I didn't have to. The gangsters of East Palo Alto and Oakland already did. B-b
Expect a knock on your door from a friendly FBI agent in the coming days...
Been there, did that. By the time it settled out I kept my security clearance and the hearing officer was dismissed for "overzealousness". B-)
I wonder who else might get the info. (Score:5, Interesting)
The state of Utah has given an artificial intelligence company real-time access to ... 911 emergency systems, location data for state-owned vehicles, and other sensitive data.
A number of cities have had problems with members of their local gangs getting jobs as dispatchers. When a crime was called in, if the dispatcher knew it was a gang member, she could tip off the gangsters that they'd been spotted and it was time to clear out.

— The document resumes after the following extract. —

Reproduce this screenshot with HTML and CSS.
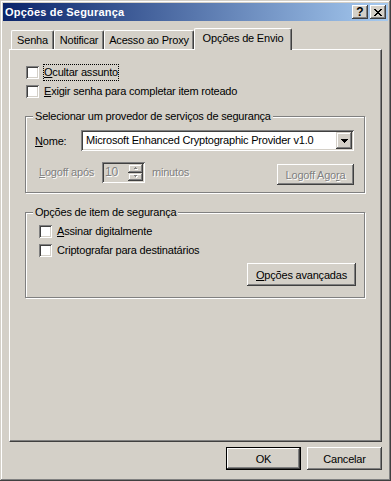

They could also delay or drop the call, preventing any cops from ever showing up. And the identifying information demanded could be used to target anyone fool enough to report the gang activity or serve as witnesses against them. But even without delaying the radio call, or having to bribe the front-line cops, the crooks could be "too elusive to catch".
So now this information is being given in real-time to a private company, which is feeding it to an A.I.? What an opportunity for the bad guys to get hold of it.
Even if they don't suborn or install any PEOPLE in the target company (or get it to sell them the information, getting paid by both sides), they could crack the system well enough to tap it.
But why stop there? If they can get into the A.I. itself, they could teach it to analyze the cop activity and tip them, all automatically.
Ever watch "Person of Interest"? Imagine if, instead of Finch and Reed, it was Crips, Bloods, MS-13, Norteños, Sureños, ...
Scapegoating small salmons (Score:1)
But I'm nobody's friend, I'm a demolition man (Score:1)
Watchdogs anyone? (Score:2)
Is this ctOS?
https://watchdogs.fandom.com/w... [fandom.com]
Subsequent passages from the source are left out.